El destino del Superintendente de Comunicación está ya definido y, no hay nadie que haya salido a defenderle. Tampoco cabe duda de que la censura y la destitución son absolutamente merecidas, pues pocos funcionarios del correismo abusaron tanto del poder. Pero cuidado con pensar que, producida la salida de este funcionario nefasto, ha concluido la tarea de reconstruir la vigencia plena del derecho a la información y a la libre expresión. De ninguna manera.
La persecución emprendida por Ochoa, que los abusos cometidos, que la negación sistemática de los derechos de los medios, de los periodistas y de los ciudadanos, se produjeron precisamente porque la ley los permitía o los toleraba, o porque las ambigüedades se interpretaban en el sentido más favorable a la persecución.

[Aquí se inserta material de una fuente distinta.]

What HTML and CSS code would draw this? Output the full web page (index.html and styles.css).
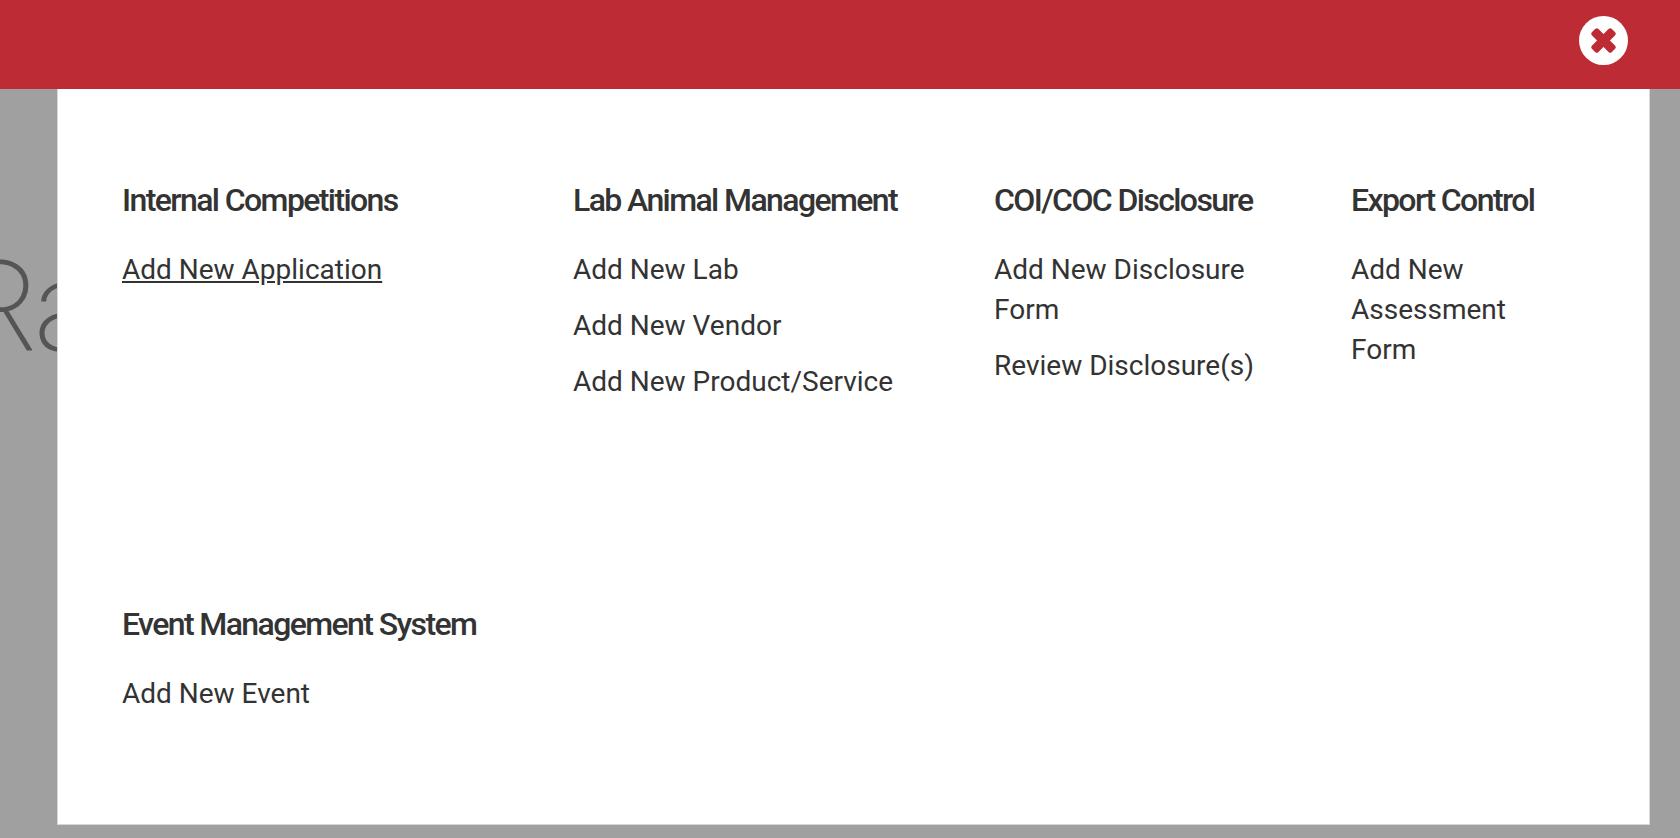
FILE: index.html
```html
<!DOCTYPE html>
<html lang="en">
<head>
  <meta charset="UTF-8" />
  <meta name="viewport" content="width=device-width, initial-scale=1.0"/>
  <title>Add New</title>
  <link rel="stylesheet" href="styles.css">
</head>
<body>

  <header class="topbar">
    <button class="close-btn" type="button" aria-label="Close menu">
      <svg viewBox="0 0 49 49" aria-hidden="true">
        <circle cx="24.5" cy="24.5" r="24.5" fill="#fff"/>
        <g fill="#bd2c34" transform="rotate(45 24.5 24.5)">
          <rect x="10.5" y="20" width="28" height="9" rx="2"/>
          <rect x="20" y="10.5" width="9" height="28" rx="2"/>
        </g>
      </svg>
    </button>
  </header>

  <main class="page">
    <div class="hero-title">Ra</div>

    <nav class="menu">
      <section class="group">
        <h2>Internal Competitions</h2>
        <ul>
          <li><a class="active" href="#">Add New Application</a></li>
        </ul>
      </section>

      <section class="group">
        <h2>Lab Animal Management</h2>
        <ul>
          <li><a href="#">Add New Lab</a></li>
          <li><a href="#">Add New Vendor</a></li>
          <li><a href="#">Add New Product/Service</a></li>
        </ul>
      </section>

      <section class="group">
        <h2>COI/COC Disclosure</h2>
        <ul>
          <li><a href="#">Add New Disclosure Form</a></li>
          <li><a href="#">Review Disclosure(s)</a></li>
        </ul>
      </section>

      <section class="group">
        <h2>Export Control</h2>
        <ul>
          <li><a href="#">Add New Assessment Form</a></li>
        </ul>
      </section>

      <section class="group">
        <h2>Event Management System</h2>
        <ul>
          <li><a href="#">Add New Event</a></li>
        </ul>
      </section>
    </nav>
  </main>

</body>
</html>
```

FILE: styles.css
```css
* {
  box-sizing: border-box;
  margin: 0;
  padding: 0;
}

body {
  font-family: Roboto, sans-serif;
  background: #a0a0a0;
  color: #333;
  min-height: 100vh;
  display: flex;
  flex-direction: column;
}

.topbar {
  background: #bd2c34;
  padding: 16px 52px 24px;
  display: flex;
  justify-content: flex-end;
}

.close-btn {
  width: 49px;
  height: 49px;
  border: none;
  border-radius: 50%;
  background: none;
  cursor: pointer;
}

.close-btn svg {
  display: block;
}

.page {
  position: relative;
  flex: 1;
  display: flex;
  padding: 0 30px 13px 57px;
  overflow: hidden;
}

/* page heading, partly covered by the open menu */
.hero-title {
  position: absolute;
  top: 143px;
  left: -43px;
  font-size: 128px;
  font-weight: 200;
  line-height: 150px;
  letter-spacing: -0.05em;
  color: #555;
}

.menu {
  position: relative;
  flex: 1;
  display: grid;
  grid-template-columns: 359fr 329fr 265fr 218fr;
  align-content: start;
  gap: 202px 92px;
  padding: 91px 80px 91px 64px;
  background: #fff;
  border: 1px solid #d8d8d8;
  border-top: none;
}

.group {
  min-width: 0;
}

h2 {
  font-size: 32px;
  font-weight: 500;
  line-height: 40px;
  letter-spacing: -0.05em;
  margin-bottom: 30px;
  white-space: nowrap;
}

ul {
  list-style: none;
}

li {
  font-size: 28px;
  line-height: 40px;
}

li + li {
  margin-top: 16px;
}

a {
  color: #333;
  text-decoration: none;
}

a:hover,
a.active {
  text-decoration: underline;
}
```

La Ley de Comunicación es uno de los engendros más perversos que nos ha quedado de esa década. La ley estuvo pensada y redactada para coartar la libre expresión de la sociedad mediante un implacable control y un arsenal de sanciones.
Para tal objetivo la Ley creó la Superintendencia de la Información y Comunicación, cuya función es la vigilancia, auditoría, intervención y control, con capacidad sancionatoria. Y es evidente que ejerció sobradamente estas atribuciones. Por otra parte en la Ley aparecen disposiciones tan singulares como las treinta “normas deontológicas” mínimas, la información de relevancia pública, el linchamiento mediático, la prohibición de censura previa, la equidad en casos judiciales y varias más, conceptos que podían ser y fueron interpretados discrecionalmente por el ente sancionador. Y este podía llegar a imponer “una multa equivalente al 10% de la facturación promediada de los últimos tres meses presentada en sus declaraciones al Servicio de Rentas Internas”. Una sanción que podía poner a cualquier medio al borde de la quiebra. ¿No era ese el objetivo final de la ley y del gobierno que la inspiró, la aprobó y la utilizó reiteradamente?
No basta con censurar y destituir al funcionario ejecutor de las potestades sancionadoras que establece la Ley. Es seguro que se excedió en su empleo, es seguro que las interpretó en la forma más negativa, es seguro que se valió de todos los resquicios y fisuras; pero constan en la Ley. Y no está fuera de las posibilidades que en un futuro, próximo o lejano, acceda a la Superintendencia otro personaje de parecida catadura que quiera implantar nuevamente un reino del terror contra los medios, contra los periodistas, contra los ciudadanos.
En definitiva, hay que hacer algo con la Ley, lo que se viene anunciando desde hace casi diez meses, sin que se haya dado un paso concreto. En mi opinión lo mejor sería derogarla, pues hay en el ámbito jurídico suficientes previsiones legales para corregir los excesos o abusos en que pudieran incurrir medios y periodistas; pero si tal solución parece exagerada, al menos debe ser reformada a fondo, empezando por la desaparición de la dichosa Superintendencia.